● Recorded data
===
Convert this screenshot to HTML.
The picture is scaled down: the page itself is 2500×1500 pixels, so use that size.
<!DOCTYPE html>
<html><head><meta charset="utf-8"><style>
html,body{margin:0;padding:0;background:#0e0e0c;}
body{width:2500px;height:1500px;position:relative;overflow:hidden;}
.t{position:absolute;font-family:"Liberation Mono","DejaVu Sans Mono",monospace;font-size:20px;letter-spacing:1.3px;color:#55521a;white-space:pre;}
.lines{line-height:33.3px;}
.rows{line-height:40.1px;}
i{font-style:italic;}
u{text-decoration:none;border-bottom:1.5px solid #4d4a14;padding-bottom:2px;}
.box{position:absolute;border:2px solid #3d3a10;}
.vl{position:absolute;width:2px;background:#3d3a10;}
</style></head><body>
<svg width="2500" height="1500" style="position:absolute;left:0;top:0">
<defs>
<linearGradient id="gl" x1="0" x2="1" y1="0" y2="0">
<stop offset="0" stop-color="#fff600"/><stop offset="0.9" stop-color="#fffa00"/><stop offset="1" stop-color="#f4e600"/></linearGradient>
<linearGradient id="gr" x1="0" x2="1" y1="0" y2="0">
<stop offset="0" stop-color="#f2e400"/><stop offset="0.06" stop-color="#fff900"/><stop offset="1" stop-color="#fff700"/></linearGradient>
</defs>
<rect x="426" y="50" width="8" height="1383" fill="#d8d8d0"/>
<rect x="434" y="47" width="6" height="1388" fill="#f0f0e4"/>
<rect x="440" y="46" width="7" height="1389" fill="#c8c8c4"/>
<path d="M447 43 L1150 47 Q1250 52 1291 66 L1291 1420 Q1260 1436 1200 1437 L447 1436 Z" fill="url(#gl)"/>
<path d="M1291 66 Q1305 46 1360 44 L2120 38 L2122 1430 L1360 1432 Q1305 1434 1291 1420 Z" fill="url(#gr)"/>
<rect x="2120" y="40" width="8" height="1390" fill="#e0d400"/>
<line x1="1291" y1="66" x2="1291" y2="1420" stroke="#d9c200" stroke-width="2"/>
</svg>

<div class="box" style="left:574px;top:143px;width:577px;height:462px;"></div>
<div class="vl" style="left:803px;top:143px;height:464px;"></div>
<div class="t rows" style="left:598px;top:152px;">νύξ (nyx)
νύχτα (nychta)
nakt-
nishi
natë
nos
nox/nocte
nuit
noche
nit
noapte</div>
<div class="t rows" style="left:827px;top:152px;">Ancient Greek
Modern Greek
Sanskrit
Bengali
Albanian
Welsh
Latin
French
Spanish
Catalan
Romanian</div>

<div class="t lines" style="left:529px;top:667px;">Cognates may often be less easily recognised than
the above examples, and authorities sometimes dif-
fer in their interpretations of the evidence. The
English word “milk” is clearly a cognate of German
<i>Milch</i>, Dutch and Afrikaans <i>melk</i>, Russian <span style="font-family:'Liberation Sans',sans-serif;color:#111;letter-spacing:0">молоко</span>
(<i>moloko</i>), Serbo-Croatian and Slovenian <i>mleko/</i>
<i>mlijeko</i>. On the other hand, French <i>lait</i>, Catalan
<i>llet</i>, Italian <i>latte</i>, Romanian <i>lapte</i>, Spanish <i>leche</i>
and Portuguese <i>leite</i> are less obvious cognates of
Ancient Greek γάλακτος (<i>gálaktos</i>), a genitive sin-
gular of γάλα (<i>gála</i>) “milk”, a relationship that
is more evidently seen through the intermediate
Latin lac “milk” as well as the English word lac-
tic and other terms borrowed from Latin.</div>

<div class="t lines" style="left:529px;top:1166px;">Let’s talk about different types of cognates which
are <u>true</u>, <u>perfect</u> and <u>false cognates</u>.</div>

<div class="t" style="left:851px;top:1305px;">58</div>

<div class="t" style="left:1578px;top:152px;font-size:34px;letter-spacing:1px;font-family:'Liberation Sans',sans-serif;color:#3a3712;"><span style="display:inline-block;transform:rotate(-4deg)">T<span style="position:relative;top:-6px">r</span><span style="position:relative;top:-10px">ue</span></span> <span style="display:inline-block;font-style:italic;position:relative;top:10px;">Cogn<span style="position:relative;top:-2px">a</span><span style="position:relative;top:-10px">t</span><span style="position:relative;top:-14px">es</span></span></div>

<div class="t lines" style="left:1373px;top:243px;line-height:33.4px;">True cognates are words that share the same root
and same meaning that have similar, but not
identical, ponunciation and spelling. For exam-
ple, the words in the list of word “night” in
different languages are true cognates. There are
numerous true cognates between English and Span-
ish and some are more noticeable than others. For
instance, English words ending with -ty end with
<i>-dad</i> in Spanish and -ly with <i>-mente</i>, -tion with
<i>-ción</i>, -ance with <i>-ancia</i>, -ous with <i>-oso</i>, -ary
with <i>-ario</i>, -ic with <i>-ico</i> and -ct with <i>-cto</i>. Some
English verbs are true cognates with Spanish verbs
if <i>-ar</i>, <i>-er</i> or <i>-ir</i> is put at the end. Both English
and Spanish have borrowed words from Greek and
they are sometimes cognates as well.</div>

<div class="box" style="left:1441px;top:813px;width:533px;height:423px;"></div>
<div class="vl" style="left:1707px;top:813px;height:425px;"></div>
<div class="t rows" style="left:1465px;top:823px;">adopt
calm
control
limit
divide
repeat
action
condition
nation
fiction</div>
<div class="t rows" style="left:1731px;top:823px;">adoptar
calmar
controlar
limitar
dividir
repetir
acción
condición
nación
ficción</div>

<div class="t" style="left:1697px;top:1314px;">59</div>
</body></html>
===
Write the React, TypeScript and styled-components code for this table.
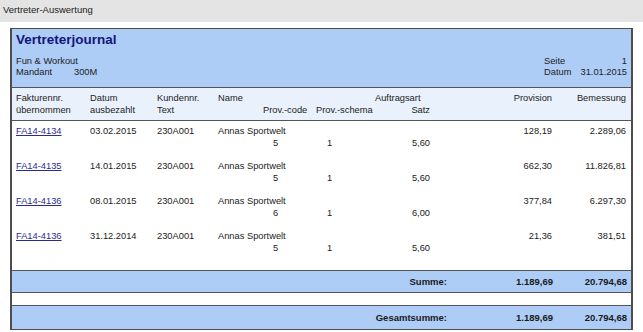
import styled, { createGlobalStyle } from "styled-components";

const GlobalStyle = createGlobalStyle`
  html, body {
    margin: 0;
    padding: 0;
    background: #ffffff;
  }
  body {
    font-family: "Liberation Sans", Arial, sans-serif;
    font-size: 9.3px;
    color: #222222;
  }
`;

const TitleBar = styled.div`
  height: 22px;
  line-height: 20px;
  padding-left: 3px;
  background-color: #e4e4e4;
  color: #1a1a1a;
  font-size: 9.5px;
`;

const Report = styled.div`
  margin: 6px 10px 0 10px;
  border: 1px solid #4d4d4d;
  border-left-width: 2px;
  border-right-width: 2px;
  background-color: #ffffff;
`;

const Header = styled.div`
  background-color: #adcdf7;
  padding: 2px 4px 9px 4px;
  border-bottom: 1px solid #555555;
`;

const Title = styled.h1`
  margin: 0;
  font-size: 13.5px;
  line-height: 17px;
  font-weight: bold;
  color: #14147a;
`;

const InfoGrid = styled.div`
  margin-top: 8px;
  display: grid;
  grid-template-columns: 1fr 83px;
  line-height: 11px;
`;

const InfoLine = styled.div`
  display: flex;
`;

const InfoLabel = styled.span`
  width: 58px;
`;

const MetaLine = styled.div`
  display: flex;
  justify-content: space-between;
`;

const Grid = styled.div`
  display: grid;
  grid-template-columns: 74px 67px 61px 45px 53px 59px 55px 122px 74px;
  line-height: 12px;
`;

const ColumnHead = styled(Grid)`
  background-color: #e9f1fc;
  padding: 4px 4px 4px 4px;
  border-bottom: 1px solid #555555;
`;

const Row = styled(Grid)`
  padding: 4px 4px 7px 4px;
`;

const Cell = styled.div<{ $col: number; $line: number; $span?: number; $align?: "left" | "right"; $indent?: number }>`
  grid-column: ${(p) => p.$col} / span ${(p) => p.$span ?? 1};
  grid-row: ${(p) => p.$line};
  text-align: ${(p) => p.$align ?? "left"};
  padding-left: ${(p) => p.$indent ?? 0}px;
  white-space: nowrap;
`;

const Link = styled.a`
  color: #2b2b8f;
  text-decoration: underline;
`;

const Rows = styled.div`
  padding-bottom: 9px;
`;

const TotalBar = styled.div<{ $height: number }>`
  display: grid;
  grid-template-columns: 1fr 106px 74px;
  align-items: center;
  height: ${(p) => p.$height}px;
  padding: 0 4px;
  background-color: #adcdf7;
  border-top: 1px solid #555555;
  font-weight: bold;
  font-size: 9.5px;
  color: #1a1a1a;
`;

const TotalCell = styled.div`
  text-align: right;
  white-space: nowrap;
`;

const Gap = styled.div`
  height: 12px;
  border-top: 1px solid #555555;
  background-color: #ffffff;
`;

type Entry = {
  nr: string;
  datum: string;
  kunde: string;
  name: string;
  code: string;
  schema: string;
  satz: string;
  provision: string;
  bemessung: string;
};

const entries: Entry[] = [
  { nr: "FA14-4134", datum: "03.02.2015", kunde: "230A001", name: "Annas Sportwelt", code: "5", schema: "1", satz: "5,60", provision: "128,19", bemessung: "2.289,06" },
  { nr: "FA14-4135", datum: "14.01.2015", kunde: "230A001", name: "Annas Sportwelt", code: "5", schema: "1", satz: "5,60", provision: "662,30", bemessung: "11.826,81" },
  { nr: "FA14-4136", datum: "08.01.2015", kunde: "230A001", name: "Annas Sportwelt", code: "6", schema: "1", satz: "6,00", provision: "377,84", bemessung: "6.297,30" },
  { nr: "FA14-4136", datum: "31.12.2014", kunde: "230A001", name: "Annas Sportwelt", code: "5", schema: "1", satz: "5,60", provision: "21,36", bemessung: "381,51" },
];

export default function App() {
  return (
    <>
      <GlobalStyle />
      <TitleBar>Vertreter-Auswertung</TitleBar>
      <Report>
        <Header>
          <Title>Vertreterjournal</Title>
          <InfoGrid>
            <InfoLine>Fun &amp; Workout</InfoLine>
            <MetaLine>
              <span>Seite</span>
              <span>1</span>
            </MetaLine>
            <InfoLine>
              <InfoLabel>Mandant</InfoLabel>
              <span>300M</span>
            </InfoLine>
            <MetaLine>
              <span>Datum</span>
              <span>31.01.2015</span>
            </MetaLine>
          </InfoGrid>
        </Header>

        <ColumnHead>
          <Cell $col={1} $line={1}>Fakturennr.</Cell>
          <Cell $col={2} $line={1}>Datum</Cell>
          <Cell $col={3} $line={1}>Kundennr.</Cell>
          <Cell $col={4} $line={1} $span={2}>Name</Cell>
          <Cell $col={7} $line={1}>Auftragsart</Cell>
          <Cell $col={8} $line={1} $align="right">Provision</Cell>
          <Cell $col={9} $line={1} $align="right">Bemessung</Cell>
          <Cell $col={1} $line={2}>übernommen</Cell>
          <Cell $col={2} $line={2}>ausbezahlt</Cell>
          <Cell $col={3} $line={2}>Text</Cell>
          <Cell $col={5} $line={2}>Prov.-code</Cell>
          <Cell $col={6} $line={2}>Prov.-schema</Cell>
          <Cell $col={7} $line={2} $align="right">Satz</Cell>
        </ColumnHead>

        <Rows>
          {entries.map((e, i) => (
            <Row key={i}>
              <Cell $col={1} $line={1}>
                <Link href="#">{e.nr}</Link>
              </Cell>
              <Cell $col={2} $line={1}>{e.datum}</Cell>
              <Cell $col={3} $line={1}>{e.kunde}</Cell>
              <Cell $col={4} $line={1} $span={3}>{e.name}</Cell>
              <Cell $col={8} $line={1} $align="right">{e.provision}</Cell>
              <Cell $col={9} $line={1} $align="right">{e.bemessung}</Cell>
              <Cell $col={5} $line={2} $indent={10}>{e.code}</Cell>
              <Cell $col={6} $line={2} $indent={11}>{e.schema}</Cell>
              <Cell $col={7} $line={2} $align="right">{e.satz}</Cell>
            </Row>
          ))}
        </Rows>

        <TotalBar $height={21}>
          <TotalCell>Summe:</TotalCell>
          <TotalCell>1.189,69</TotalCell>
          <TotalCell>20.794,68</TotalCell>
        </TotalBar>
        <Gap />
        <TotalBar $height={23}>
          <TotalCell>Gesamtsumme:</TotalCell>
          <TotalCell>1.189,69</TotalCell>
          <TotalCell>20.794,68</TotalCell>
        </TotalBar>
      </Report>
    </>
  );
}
===
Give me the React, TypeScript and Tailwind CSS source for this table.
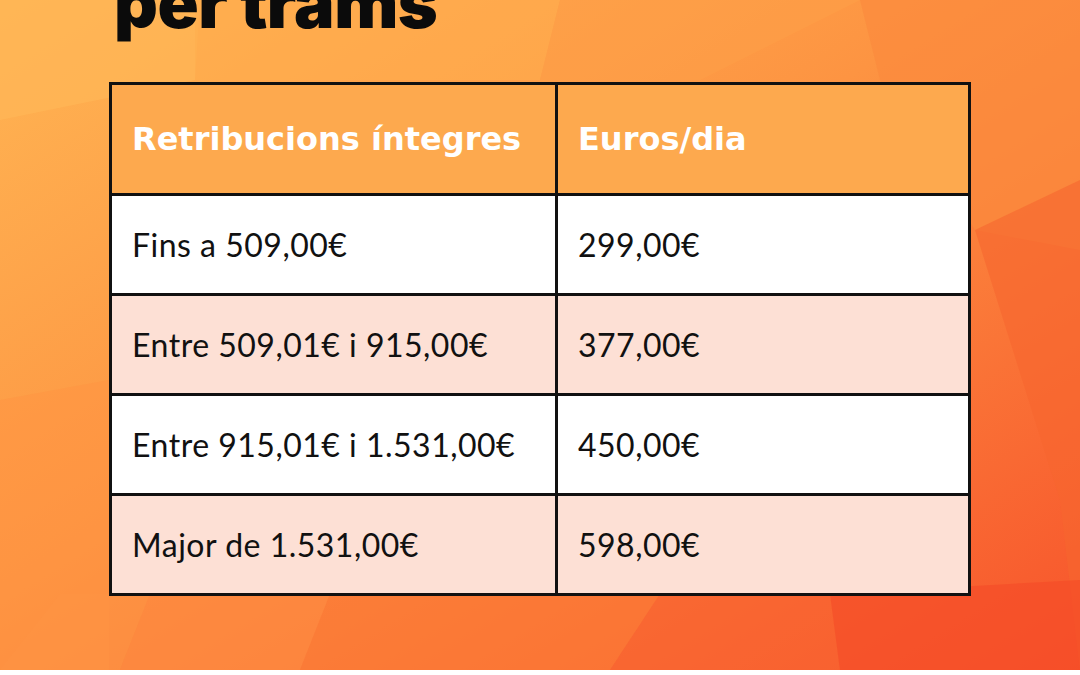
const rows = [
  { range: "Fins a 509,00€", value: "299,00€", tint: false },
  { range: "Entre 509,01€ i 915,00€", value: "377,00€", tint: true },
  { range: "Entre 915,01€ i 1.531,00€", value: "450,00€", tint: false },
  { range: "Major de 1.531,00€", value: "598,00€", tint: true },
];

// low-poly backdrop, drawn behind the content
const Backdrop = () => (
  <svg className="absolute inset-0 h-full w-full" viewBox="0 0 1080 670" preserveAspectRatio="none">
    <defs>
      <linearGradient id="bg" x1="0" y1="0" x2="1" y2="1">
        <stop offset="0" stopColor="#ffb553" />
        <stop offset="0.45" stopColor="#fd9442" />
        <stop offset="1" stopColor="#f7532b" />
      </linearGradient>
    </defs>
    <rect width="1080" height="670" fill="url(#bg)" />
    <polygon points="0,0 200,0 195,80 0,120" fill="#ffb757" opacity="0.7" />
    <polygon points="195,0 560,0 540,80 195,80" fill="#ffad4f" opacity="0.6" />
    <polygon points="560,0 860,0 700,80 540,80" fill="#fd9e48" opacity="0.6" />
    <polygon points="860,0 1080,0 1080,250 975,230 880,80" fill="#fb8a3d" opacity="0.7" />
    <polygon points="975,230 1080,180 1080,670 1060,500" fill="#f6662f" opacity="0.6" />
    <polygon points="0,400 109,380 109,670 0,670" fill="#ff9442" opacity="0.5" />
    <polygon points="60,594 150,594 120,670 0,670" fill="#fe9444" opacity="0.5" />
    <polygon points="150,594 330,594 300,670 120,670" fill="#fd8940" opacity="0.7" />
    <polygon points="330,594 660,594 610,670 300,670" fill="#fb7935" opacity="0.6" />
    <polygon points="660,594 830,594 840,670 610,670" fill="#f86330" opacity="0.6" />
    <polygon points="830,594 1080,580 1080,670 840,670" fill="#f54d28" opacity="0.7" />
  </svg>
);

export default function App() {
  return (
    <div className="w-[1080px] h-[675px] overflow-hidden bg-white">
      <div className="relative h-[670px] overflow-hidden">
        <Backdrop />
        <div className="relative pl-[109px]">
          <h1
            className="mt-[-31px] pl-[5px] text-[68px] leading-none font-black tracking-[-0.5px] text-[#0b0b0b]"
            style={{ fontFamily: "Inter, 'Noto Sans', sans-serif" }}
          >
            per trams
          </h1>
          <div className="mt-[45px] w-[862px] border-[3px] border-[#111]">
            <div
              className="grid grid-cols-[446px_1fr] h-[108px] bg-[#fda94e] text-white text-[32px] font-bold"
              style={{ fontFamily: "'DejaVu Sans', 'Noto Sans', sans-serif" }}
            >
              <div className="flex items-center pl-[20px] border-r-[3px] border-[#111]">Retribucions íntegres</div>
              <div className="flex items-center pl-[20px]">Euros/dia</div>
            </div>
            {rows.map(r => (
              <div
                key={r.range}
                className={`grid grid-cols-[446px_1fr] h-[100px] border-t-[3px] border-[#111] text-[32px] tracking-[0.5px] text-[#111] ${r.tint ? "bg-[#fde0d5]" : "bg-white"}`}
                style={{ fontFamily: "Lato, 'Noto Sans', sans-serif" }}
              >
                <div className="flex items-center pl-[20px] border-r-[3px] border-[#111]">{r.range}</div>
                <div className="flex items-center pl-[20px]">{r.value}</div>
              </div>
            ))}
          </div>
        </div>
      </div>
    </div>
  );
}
===
● Request
Check every line of the data, and copy the ones that contain "components".

● Solution below
Write the React, TypeScript and styled-components code for this table.
import styled, { createGlobalStyle } from "styled-components";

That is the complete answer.